In the meantime, Moscow simply lacks the bandwidth to seriously
address anything going on in its neighborhood, much less farther
abroad. Attempts to counter what it considers unfriendly
developments will be flimsy and fleeting. Witness the recent
violence against Serbs in Kosovo: Russia sent a few harshly
worded press releases and some humanitarian aid, and that was the
end of it. The fact that the Baltics made it into NATO with so
little Russian snarling -- or that Georgia transitioned to such
an anti-Russian government so easily -- is testament to Moscow's
distraction.

It is also a harbinger of things to come as Russia's
introspection creates opportunities for power groups far more
aggressive than NATO:
* Uzbekistan hopes to become a regional hegemon, and will
capitalize on its indirect U.S. backing to extend its influence
throughout eastern Central Asia, particularly vis-a-vis Russian
allies Kyrgyzstan and Tajikistan.
* Militant Islamist groups will deepen their influence in the
southern former Soviet Union, particularly in the Caucasus.
* China will continue quietly encouraging its citizens to
populate eastern Siberia while working to lash Kazakhstan,
traditionally Russia's playground, to it economically.

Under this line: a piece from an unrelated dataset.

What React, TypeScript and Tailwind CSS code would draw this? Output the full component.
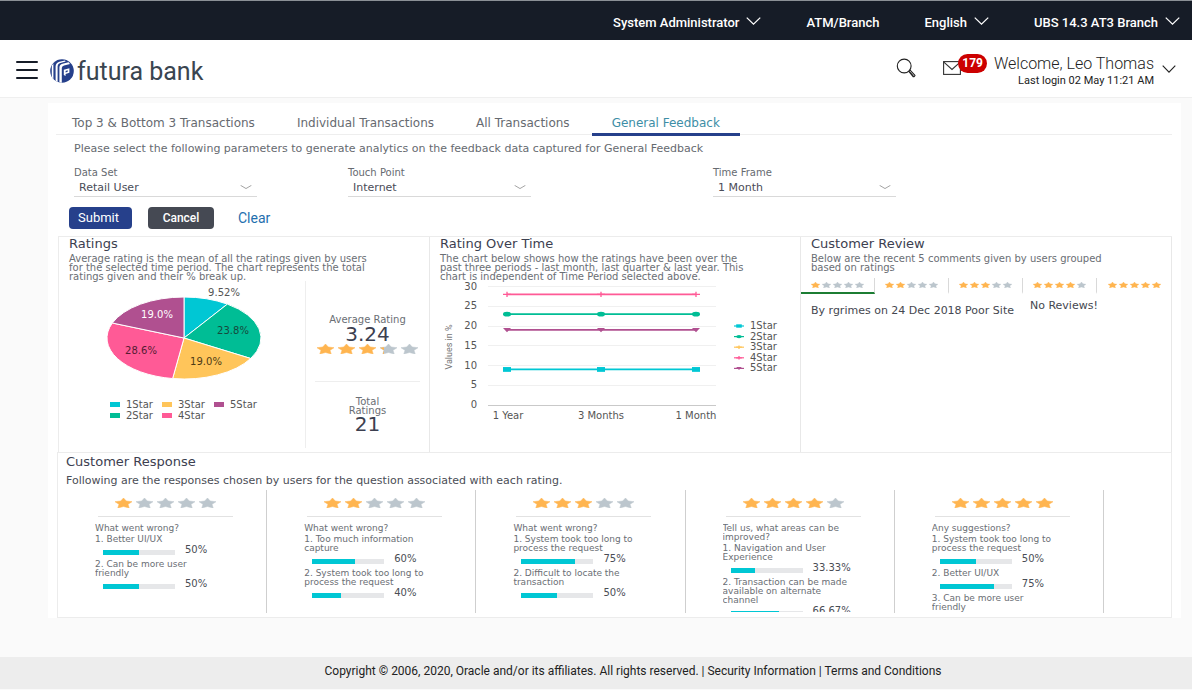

* India is planting flags in the energy-rich Caspian basin,
particularly in Kazakhstan, while its intelligence services flow
anywhere Kashmiri militants might travel.
* Turkey is deepening its political, economic and military ties
with Georgia and particularly with Azerbaijan where Turkish
military forces often patrol the Azerbaijani skies.
* Japan is looking to carve out the resources of Siberia for
itself and is steadily expanding its economic interests in the
Russian Far East.
* The European Union is pressing its economic weight across the
breadth of Russia's western periphery. As it brings the former
Soviet satellites into its own membership, Russian interests will
find them cut off from their old partners and markets.
* The United States is making inroads whenever and wherever it
can.

The question is not whether Russian influence can be rolled back
in the years ahead, or even where -- it is by how much.